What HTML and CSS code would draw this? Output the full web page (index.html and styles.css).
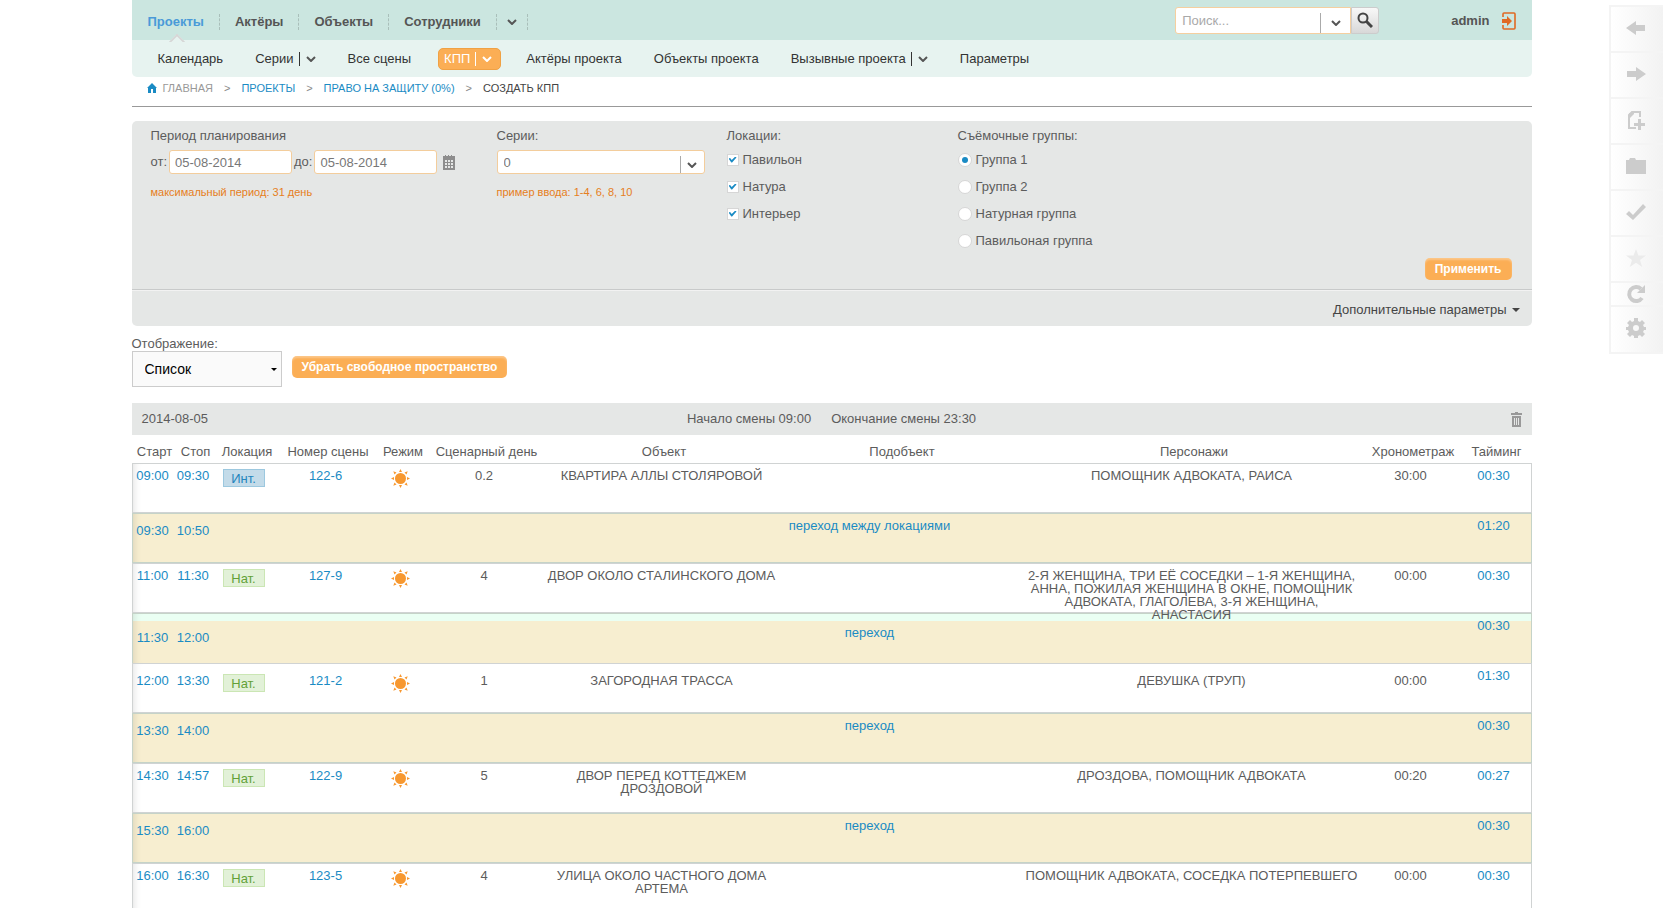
FILE: index.html
```html
<!DOCTYPE html>
<html lang="ru">
<head>
  <meta charset="UTF-8">
  <meta name="viewport" content="width=device-width, initial-scale=1.0">
  <title>Создать КПП</title>
  <link rel="stylesheet" href="styles.css">
</head>
<body>
  <!-- Shared icons -->
  <svg class="sprite" aria-hidden="true">
    <symbol id="chevron" viewBox="0 0 10 6"><path d="M1 1l4 4 4-4" fill="none" stroke="currentColor" stroke-width="2"/></symbol>
    <symbol id="sun" viewBox="0 0 19 19">
      <circle cx="9.5" cy="9.5" r="5.5"/>
      <path d="M8 3h3L9.500 0zM8 16h3l-1.500 3zM3 8v3L0 9.500zM16 8v3l3-1.500zM2.300 2.300l3.200 1.200-2 2zM16.700 2.300l-3.200 1.200 2 2zM2.300 16.700l3.200-1.200-2-2zM16.700 16.700l-3.200-1.200 2-2z"/>
    </symbol>
  </svg>

  <div class="page">
    <header class="header">
      <div class="topbar">
        <nav class="main-nav">
          <a class="active" href="#">Проекты</a>
          <a href="#">Актёры</a>
          <a href="#">Объекты</a>
          <a href="#">Сотрудники</a>
          <button class="more" type="button" aria-label="Ещё"><svg class="chevron"><use href="#chevron"/></svg></button>
        </nav>
        <form class="search">
          <div class="search-box">
            <input type="text" placeholder="Поиск..." aria-label="Поиск">
            <button class="drop" type="button" aria-label="Где искать"><svg class="chevron"><use href="#chevron"/></svg></button>
          </div>
          <button class="search-btn" type="submit" aria-label="Найти">
            <svg width="16" height="16" viewBox="0 0 16 16"><circle cx="6" cy="6" r="4.500" fill="none" stroke="#444" stroke-width="2"/><path d="M9 9l6 6" stroke="#444" stroke-width="3"/></svg>
          </button>
        </form>
        <div class="user">
          <a href="#">admin</a>
          <a class="logout" href="#" aria-label="Выход">
            <svg width="14" height="18" viewBox="0 0 14 18"><path d="M1 5V2q0-1 1-1h10q1 0 1 1v14q0 1-1 1H2q-1 0-1-1v-3" fill="none" stroke="#e06a24" stroke-width="1.600"/><path d="M0 7h5V4l5 5-5 5v-3H0z" fill="#e06a24"/></svg>
          </a>
        </div>
      </div>
      <nav class="sub-nav">
        <a href="#">Календарь</a>
        <a class="has-menu" href="#">Серии<i></i><svg class="chevron"><use href="#chevron"/></svg></a>
        <a href="#">Все сцены</a>
        <a class="has-menu current" href="#">КПП<i></i><svg class="chevron"><use href="#chevron"/></svg></a>
        <a href="#">Актёры проекта</a>
        <a href="#">Объекты проекта</a>
        <a class="has-menu" href="#">Вызывные проекта<i></i><svg class="chevron"><use href="#chevron"/></svg></a>
        <a href="#">Параметры</a>
      </nav>
    </header>

    <div class="breadcrumbs">
      <a class="home" href="#"><svg width="10" height="10" viewBox="0 0 10 10"><path d="M5 0l5 5H9v5H6V6H4v4H1V5H0z" fill="#1a8bc4"/></svg>ГЛАВНАЯ</a>
      <span>&gt;</span>
      <a href="#">ПРОЕКТЫ</a>
      <span>&gt;</span>
      <a href="#">ПРАВО НА ЗАЩИТУ (0%)</a>
      <span>&gt;</span>
      <b>СОЗДАТЬ КПП</b>
    </div>

    <form class="filter">
      <div class="filter-cols">
        <div class="filter-col">
          <div class="filter-title">Период планирования</div>
          <div class="period">
            <label for="from">от:</label>
            <input class="field" id="from" type="text" value="05-08-2014">
            <label for="to">до:</label>
            <input class="field" id="to" type="text" value="05-08-2014">
            <button class="calendar" type="button" aria-label="Календарь">
              <svg width="12" height="15" viewBox="0 0 12 15"><path d="M0 1h2V0h1v1h2V0h1v1h2V0h1v1h3v14H0z" fill="#8d8d8d"/><path d="M2 5h2v2H2zM5 5h2v2H5zM8 5h2v2H8zM2 8h2v2H2zM5 8h2v2H5zM8 8h2v2H8zM2 11h2v2H2zM5 11h2v2H5zM8 11h2v2H8z" fill="#e5e7e6"/></svg>
            </button>
          </div>
          <div class="hint">максимальный период: 31 день</div>
        </div>
        <div class="filter-col">
          <label class="filter-title" for="series">Серии:</label>
          <div class="field combo">
            <input id="series" type="text" value="0">
            <button class="drop" type="button" aria-label="Выбрать серии"><svg class="chevron"><use href="#chevron"/></svg></button>
          </div>
          <div class="hint">пример ввода: 1-4, 6, 8, 10</div>
        </div>
        <div class="filter-col">
          <div class="filter-title">Локации:</div>
          <label class="option"><input type="checkbox" checked>Павильон</label>
          <label class="option"><input type="checkbox" checked>Натура</label>
          <label class="option"><input type="checkbox" checked>Интерьер</label>
        </div>
        <div class="filter-col">
          <div class="filter-title">Съёмочные группы:</div>
          <label class="option"><input type="radio" name="group" checked>Группа 1</label>
          <label class="option"><input type="radio" name="group">Группа 2</label>
          <label class="option"><input type="radio" name="group">Натурная группа</label>
          <label class="option"><input type="radio" name="group">Павильоная группа</label>
        </div>
      </div>
      <div class="filter-submit"><button class="btn" type="submit">Применить</button></div>
      <div class="filter-more"><a href="#">Дополнительные параметры</a></div>
    </form>

    <label class="view-label" for="view">Отображение:</label>
    <div class="view">
      <div class="select">
        <select id="view">
          <option>Список</option>
        </select>
      </div>
      <button class="btn" type="button">Убрать свободное пространство</button>
    </div>

    <div class="day">
      <span class="date">2014-08-05</span>
      <span class="shift"><span>Начало смены 09:00</span><span>Окончание смены 23:30</span></span>
      <button class="trash" type="button" aria-label="Удалить">
        <svg width="11" height="15" viewBox="0 0 11 15"><path d="M0 1h4V0h3v1h4v2H0zM1 4h9v11H1z" fill="#999"/><path d="M3.500 6v7M5.500 6v7M7.500 6v7" stroke="#e5e7e6"/></svg>
      </button>
    </div>

    <table class="schedule">
      <colgroup>
        <col class="c-time"><col class="c-time"><col class="c-loc"><col class="c-num"><col class="c-mode"><col class="c-day">
        <col class="c-obj"><col class="c-obj"><col><col class="c-chrono"><col class="c-timing">
      </colgroup>
      <thead>
        <tr>
          <th>Старт</th><th>Стоп</th><th>Локация</th><th>Номер сцены</th><th>Режим</th><th>Сценарный день</th>
          <th>Объект</th><th>Подобъект</th><th>Персонажи</th><th>Хронометраж</th><th>Тайминг</th>
        </tr>
      </thead>
      <tbody>
        <tr>
          <td><a href="#">09:00</a></td><td><a href="#">09:30</a></td>
          <td><span class="tag int">Инт.</span></td>
          <td><a href="#">122-6</a></td>
          <td><svg class="sun"><use href="#sun"/></svg></td>
          <td>0.2</td>
          <td>КВАРТИРА АЛЛЫ СТОЛЯРОВОЙ</td><td></td>
          <td>ПОМОЩНИК АДВОКАТА, РАИСА</td>
          <td>30:00</td><td><a href="#">00:30</a></td>
        </tr>
        <tr class="move">
          <td><a href="#">09:30</a></td><td><a href="#">10:50</a></td>
          <td></td><td class="move-name" colspan="7"><a href="#">переход между локациями</a></td>
          <td><a href="#">01:20</a></td>
        </tr>
        <tr>
          <td><a href="#">11:00</a></td><td><a href="#">11:30</a></td>
          <td><span class="tag nat">Нат.</span></td>
          <td><a href="#">127-9</a></td>
          <td><svg class="sun"><use href="#sun"/></svg></td>
          <td>4</td>
          <td>ДВОР ОКОЛО СТАЛИНСКОГО ДОМА</td><td></td>
          <td><div class="cast">2-Я ЖЕНЩИНА, ТРИ ЕЁ СОСЕДКИ – 1-Я ЖЕНЩИНА, АННА, ПОЖИЛАЯ ЖЕНЩИНА В ОКНЕ, ПОМОЩНИК АДВОКАТА, ГЛАГОЛЕВА, 3-Я ЖЕНЩИНА, АНАСТАСИЯ</div></td>
          <td>00:00</td><td><a href="#">00:30</a></td>
        </tr>
        <tr class="move shifted">
          <td><a href="#">11:30</a></td><td><a href="#">12:00</a></td>
          <td></td><td class="move-name" colspan="7"><a href="#">переход</a></td>
          <td><a href="#">00:30</a></td>
        </tr>
        <tr class="after-shift">
          <td><a href="#">12:00</a></td><td><a href="#">13:30</a></td>
          <td><span class="tag nat">Нат.</span></td>
          <td><a href="#">121-2</a></td>
          <td><svg class="sun"><use href="#sun"/></svg></td>
          <td>1</td>
          <td>ЗАГОРОДНАЯ ТРАССА</td><td></td>
          <td>ДЕВУШКА (ТРУП)</td>
          <td>00:00</td><td><a href="#">01:30</a></td>
        </tr>
        <tr class="move">
          <td><a href="#">13:30</a></td><td><a href="#">14:00</a></td>
          <td></td><td class="move-name" colspan="7"><a href="#">переход</a></td>
          <td><a href="#">00:30</a></td>
        </tr>
        <tr>
          <td><a href="#">14:30</a></td><td><a href="#">14:57</a></td>
          <td><span class="tag nat">Нат.</span></td>
          <td><a href="#">122-9</a></td>
          <td><svg class="sun"><use href="#sun"/></svg></td>
          <td>5</td>
          <td>ДВОР ПЕРЕД КОТТЕДЖЕМ ДРОЗДОВОЙ</td><td></td>
          <td>ДРОЗДОВА, ПОМОЩНИК АДВОКАТА</td>
          <td>00:20</td><td><a href="#">00:27</a></td>
        </tr>
        <tr class="move">
          <td><a href="#">15:30</a></td><td><a href="#">16:00</a></td>
          <td></td><td class="move-name" colspan="7"><a href="#">переход</a></td>
          <td><a href="#">00:30</a></td>
        </tr>
        <tr>
          <td><a href="#">16:00</a></td><td><a href="#">16:30</a></td>
          <td><span class="tag nat">Нат.</span></td>
          <td><a href="#">123-5</a></td>
          <td><svg class="sun"><use href="#sun"/></svg></td>
          <td>4</td>
          <td>УЛИЦА ОКОЛО ЧАСТНОГО ДОМА АРТЕМА</td><td></td>
          <td>ПОМОЩНИК АДВОКАТА, СОСЕДКА ПОТЕРПЕВШЕГО</td>
          <td>00:00</td><td><a href="#">00:30</a></td>
        </tr>
      </tbody>
    </table>
  </div>

  <!-- Floating tools on the right edge -->
  <div class="tools">
    <button type="button" aria-label="Назад"><svg viewBox="0 0 20 20"><path d="M0 10l10-7v4h9v6h-9v4z"/></svg></button>
    <button type="button" aria-label="Вперёд"><svg viewBox="0 0 20 20"><path d="M20 10l-10-7v4H1v6h9v4z"/></svg></button>
    <button type="button" aria-label="Создать"><svg viewBox="0 0 20 20"><path d="M14 7V2H6L3 5v13h7" fill="none" stroke="#ccc" stroke-width="2"/><path d="M3 3h5v1L4 8H3zM12 9h3v4h4v3h-4v4h-3v-4H8v-3h4z"/></svg></button>
    <button type="button" aria-label="Папка"><svg viewBox="0 0 20 20"><path d="M0 4h3l1-2h5l1 2h10v14H0z"/></svg></button>
    <button type="button" aria-label="Готово"><svg viewBox="0 0 20 20"><path d="M0 12l3-3 4 4L17 2l3 3L7 18z"/></svg></button>
    <button class="disabled" type="button" aria-label="Избранное"><svg viewBox="0 0 20 20"><path d="M10 1l2.400 6.600H20l-6 4.300L16.200 19 10 14.800 3.800 19 6 11.900 0 7.600h7.600z"/></svg></button>
    <button class="short" type="button" aria-label="Обновить"><svg viewBox="0 0 20 20"><path d="M16 14a7 7 0 1 1-1-9" fill="none" stroke="#ccc" stroke-width="4"/><path d="M19 1v8h-8z"/></svg></button>
    <button type="button" aria-label="Настройки"><svg viewBox="0 0 20 20"><path fill-rule="evenodd" d="M8 0h4v3l2 1 2-2 3 3-2 2 1 2h2v3h-2l-1 2 2 2-3 3-2-2-2 1v2H8v-2l-2-1-2 2-3-3 2-2-1-2H0V9h2l1-2-2-2 3-3 2 2 2-1zM10 7a3 3 0 1 0 0 6 3 3 0 0 0 0-6z"/></svg></button>
  </div>
</body>
</html>
```

FILE: styles.css
```css
*, *::before, *::after {
  box-sizing: border-box;
}

body {
  margin: 0;
  font-family: "Liberation Sans", Arial, sans-serif;
  font-size: 13px;
  line-height: 16px;
  color: #5c5c5c;
  background: #fff;
  height: 100vh;
  overflow: hidden;
}

a {
  color: #1a8bc4;
  text-decoration: none;
}

button, input, select {
  font: inherit;
  color: inherit;
  margin: 0;
}

button {
  padding: 0;
  border: none;
  background: none;
  cursor: pointer;
}

svg {
  display: block;
  flex: none;
}

.sprite {
  position: absolute;
  width: 0;
  height: 0;
}

.chevron {
  width: 10px;
  height: 6px;
}

.page {
  max-width: 1400px;
  margin: 0 auto;
}

/* Header */
.header {
  background: #e7f3f0;
  border-radius: 0 0 5px 5px;
}

.topbar {
  display: flex;
  align-items: center;
  height: 40px;
  padding-right: 16px;
  background: #cbe6e0;
}

.main-nav {
  display: flex;
  align-items: center;
  height: 40px;
  padding: 3px 0 0 1px;
  font-weight: bold;
}

.main-nav a, .main-nav .more {
  display: flex;
  align-items: center;
  height: 16px;
  padding: 0 15px;
  color: #555;
  border-right: 1px dashed #a9bfba;
}

.main-nav .more {
  padding: 0 10px;
}

.main-nav .active {
  position: relative;
  color: #4a9ad8;
}

/* Pointer under the active section */
.main-nav .active::after {
  content: "";
  position: absolute;
  top: 22px;
  left: 38px;
  width: 12px;
  height: 12px;
  border: solid #d6d6d6;
  border-width: 2px 0 0 2px;
  background: #e7f3f0;
  transform: rotate(45deg);
  clip-path: polygon(0 0, 100% 0, 0 100%);
}

.search {
  display: flex;
  height: 27px;
  margin-left: auto;
}

.search-box {
  display: flex;
  width: 176px;
  background: #fff;
  border: 1px solid #f5cf9f;
  border-radius: 3px 0 0 3px;
}

.search-box input, .combo input {
  flex: 1;
  min-width: 0;
  padding: 2px 6px 0;
  border: none;
  background: none;
  outline: none;
}

::placeholder {
  color: #a9a9a9;
  opacity: 1;
}

.drop {
  display: flex;
  align-items: center;
  justify-content: center;
  width: 30px;
  margin-top: 5px;
  border-left: 1px solid #aaa;
  color: #555;
}

.search-btn {
  display: flex;
  align-items: center;
  justify-content: center;
  width: 28px;
  border: 1px solid #ccc;
  border-radius: 0 3px 3px 0;
  background: linear-gradient(#f8f8f8, #d8d8d8);
}

.user {
  display: flex;
  align-items: center;
  gap: 12px;
  margin-left: 72px;
  padding-top: 2px;
  font-weight: bold;
}

.user a {
  color: #555;
}

.sub-nav {
  display: flex;
  align-items: center;
  height: 37px;
  padding-left: 10px;
}

.sub-nav a {
  padding: 0 16px;
  color: #333;
}

.sub-nav .has-menu {
  display: flex;
  align-items: center;
}

.sub-nav i {
  width: 1px;
  height: 14px;
  margin: 0 6px 0 5px;
  background: currentColor;
}

.sub-nav .chevron {
  color: #555;
}

.sub-nav .current {
  height: 22px;
  padding: 0 8px 0 5px;
  margin: 0 9px 0 11px;
  color: #fff;
  background: #fbae55;
  border: 1px solid #f0a144;
  border-radius: 5px;
}

.sub-nav .current .chevron {
  color: #fff;
}

.breadcrumbs {
  display: flex;
  gap: 11px;
  height: 30px;
  padding: 3px 15px 0;
  border-bottom: 1px solid #999;
  font-size: 11px;
  color: #888;
}

.breadcrumbs .home {
  display: flex;
  align-items: center;
  gap: 6px;
  height: 16px;
  color: #999;
}

.breadcrumbs b {
  font-weight: normal;
  color: #444;
}

/* Filter */
.filter {
  margin-top: 14px;
  background: #e5e7e6;
  border-radius: 5px;
}

.filter-cols {
  display: grid;
  grid-template-columns: 346px 230px 231px 1fr;
  padding: 7px 19px 0;
}

.filter-title {
  display: block;
  height: 22px;
}

.period {
  display: flex;
  align-items: center;
  gap: 2px;
}

.field {
  width: 123px;
  height: 24px;
  padding: 1px 5px 0;
  border: 1px solid #f3cd9c;
  border-radius: 3px;
  background: #fff;
  color: #777;
  outline: none;
}

.calendar {
  margin-left: 4px;
}

.combo {
  display: flex;
  width: 208px;
  padding: 0;
}

.combo .drop {
  width: 24px;
}

.hint {
  margin-top: 10px;
  font-size: 11px;
  color: #e67e22;
}

.option {
  display: flex;
  align-items: center;
  gap: 4px;
  height: 27px;
}

.filter-title + .option {
  margin-top: -4px;
}

.option input {
  appearance: none;
  width: 12px;
  height: 12px;
  border: 1px solid #d6d6d6;
  background: #fff;
  display: grid;
  place-items: center;
}

.option input[type="radio"] {
  width: 14px;
  height: 14px;
  border-radius: 50%;
}

.option input[type="checkbox"]:checked::after {
  content: "";
  width: 8px;
  height: 6px;
  background: #1a8bc4;
  clip-path: polygon(0 35%, 20% 25%, 40% 60%, 85% 0, 100% 15%, 45% 100%, 35% 100%);
}

.option input[type="radio"]:checked::after {
  content: "";
  width: 6px;
  height: 6px;
  border-radius: 50%;
  background: #1a8bc4;
}

.btn {
  height: 22px;
  padding: 0 10px;
  border-radius: 5px;
  background: #fbae55;
  box-shadow: inset 0 2px 2px rgba(255, 255, 255, 0.3);
  color: #fff;
  font-size: 12px;
  font-weight: bold;
}

.filter-submit {
  display: flex;
  justify-content: flex-end;
  padding: 4px 20px 9px;
  border-bottom: 1px solid #c8caca;
}

.filter-more {
  display: flex;
  justify-content: flex-end;
  height: 36px;
  padding: 11px 12px 0;
  border-top: 1px solid #f2f2f2;
}

.filter-more a {
  display: flex;
  align-items: center;
  gap: 5px;
  height: 16px;
  color: #444;
}

.filter-more a::after {
  content: "";
  border: 4px solid transparent;
  border-top-color: #444;
  border-bottom: none;
}

/* View switch */
.view-label {
  display: block;
  margin-top: 10px;
  height: 15px;
}

.view {
  display: flex;
  gap: 10px;
}

.view .btn {
  margin-top: 5px;
}

.select {
  position: relative;
  width: 150px;
}

.select select {
  appearance: none;
  width: 100%;
  height: 36px;
  padding: 0 12px;
  border: 1px solid #ccc;
  border-radius: 0;
  background: #fafafa;
  color: #000;
  font-size: 14px;
}

.select::after {
  content: "";
  position: absolute;
  right: 5px;
  top: 17px;
  border: 3px solid transparent;
  border-top-color: #000;
  border-bottom: none;
}

/* Shooting day */
.day {
  display: grid;
  grid-template-columns: 1fr auto 1fr;
  align-items: center;
  height: 32px;
  margin-top: 16px;
  padding: 0 10px;
  background: #e5e7e6;
}

.shift {
  display: flex;
  gap: 20px;
}

.trash {
  justify-self: end;
}

.schedule {
  width: 100%;
  table-layout: fixed;
  border-collapse: separate;
  border-spacing: 0;
  line-height: 13px;
  text-align: center;
}

.c-time {
  width: 41px;
}

.c-loc {
  width: 62px;
}

.c-num {
  width: 100px;
}

.c-mode {
  width: 50px;
}

.c-day {
  width: 117px;
}

.c-obj {
  width: 17%;
}

.c-chrono {
  width: 92px;
}

.c-timing {
  width: 75px;
}

.schedule th {
  height: 28px;
  padding: 5px 0 0 5px;
  font-weight: normal;
  white-space: nowrap;
}

.schedule td {
  height: 50px;
  padding: 5px 5px 0;
  border: solid #d0d3d3;
  border-width: 1px 0;
  vertical-align: top;
}

.schedule td:first-child {
  border-left-width: 1px;
  box-shadow: inset 8px 0 8px -8px rgba(0, 0, 0, 0.15);
}

.schedule td:last-child {
  border-right-width: 1px;
}

.schedule .move td {
  border-color: #c5d3c8;
}

.schedule td:nth-child(-n+2) {
  padding-left: 0;
  padding-right: 0;
}

.move {
  background: #f7eed0;
}

.move td:nth-child(-n+2) {
  padding-top: 10px;
}

.schedule .move-name {
  padding-left: 12px;
}

.shifted {
  background: linear-gradient(#eafff3 8px, #f7eed0 8px);
}

.schedule .shifted td {
  border-bottom: none;
}

.schedule .shifted td:nth-child(-n+2) {
  padding-top: 17px;
}

.schedule .shifted .move-name {
  padding-top: 12px;
}

.after-shift td:not(:last-child) {
  padding-top: 10px;
}

/* Long lists run over the row below */
.cast {
  height: 36px;
}

.tag {
  display: block;
  width: 42px;
  height: 18px;
  margin-left: 4px;
  border: 1px solid;
  line-height: 18px;
}

.tag.int {
  color: #2585bd;
  background: #c3dbe9;
  border-color: #9cc8df;
}

.tag.nat {
  color: #62a138;
  background: #e2f1d8;
  border-color: #cbe6b4;
}

.sun {
  width: 19px;
  height: 19px;
  margin: 0 auto;
  fill: #f79830;
}

/* Right toolbar */
.tools {
  position: fixed;
  top: 5px;
  right: 0;
  width: 54px;
}

.tools button {
  display: flex;
  align-items: center;
  justify-content: center;
  width: 100%;
  height: 46px;
  padding: 0 3px 3px 0;
  border: solid #f4f4f4;
  border-width: 2px 0 0 2px;
  background: linear-gradient(90deg, #fff, #f2f2f2);
}

.tools button:last-child {
  height: 49px;
  border-bottom-width: 2px;
}

.tools .short {
  height: 24px;
  padding-bottom: 0;
}

.tools svg {
  width: 20px;
  height: 20px;
  fill: #ccc;
}

.tools .disabled svg {
  fill: #ebebeb;
}
```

++++++++++

#### Challenge:
Check the data for the word "page" and pull out the lines that have it.

#### Written response:
What HTML and CSS code would draw this? Output the full web page (index.html and styles.css).
  <div class="page">
.page {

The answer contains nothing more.